The War Ukraine Fought at Kharkiv

The war of maneuver—the Kharkiv offensive—required reserves, momentum, superior positioning, and surprise. Ukraine possessed all four in September 2022. It possesses none today. Instead, the war has become one of attrition, where the side with greater population wins by default.
Russia, with 144 million people, can tolerate losses Ukraine cannot. Ukrainian officials, Western analysts, and soldiers themselves now speak of a war slowly slipping away through accumulated casualties and exhausted reserves.
Deception Works, But Only Once

The Kharkiv counteroffensive was Ukraine’s greatest military achievement since Russia’s full-scale invasion began. It proved Ukrainian forces could outwit, outmaneuver, and overwhelm Russian formations through speed and deception.
But it was a one-time feat, possible because of conditions that no longer exist: surprise, effective deception, superior positioning, and reserves to exploit the breakthrough. .
Is Ukraine’s War Sustainable?

As Russia patrols Pokrovsk’s ruins and media outlets call for Ukrainian retreats, the Kharkiv counteroffensive has become a historical reference point rather than a strategic template. It was the moment Ukraine proved it could win decisively.
What happened after—three years of grinding attrition where Russia slowly reclaimed most territory—proves winning battles and winning wars are not the same thing.
The Victory That Couldn’t Be Repeated

Between September 6 and 11, 2022, Ukraine recaptured over 3,000 square kilometers, liberated 50+ settlements, and inflicted an estimated 2,850 Russian casualties.
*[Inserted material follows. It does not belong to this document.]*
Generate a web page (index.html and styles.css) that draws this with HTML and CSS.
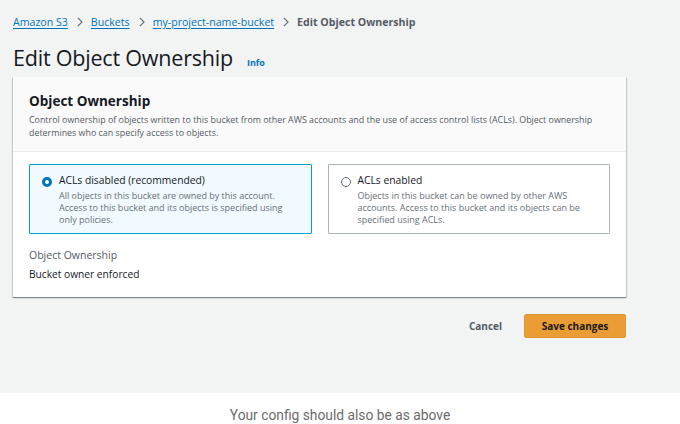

The Kharkiv counteroffensive ranked among the most effective military operations of the modern era. It proved courage and deception could overcome numerical disadvantage.
Today, as Ukrainian troops defend Pokrovsk with eight-to-one odds against them, the Kharkiv victory feels like another war—one Ukraine won the battle in, then lost the attrition war that followed.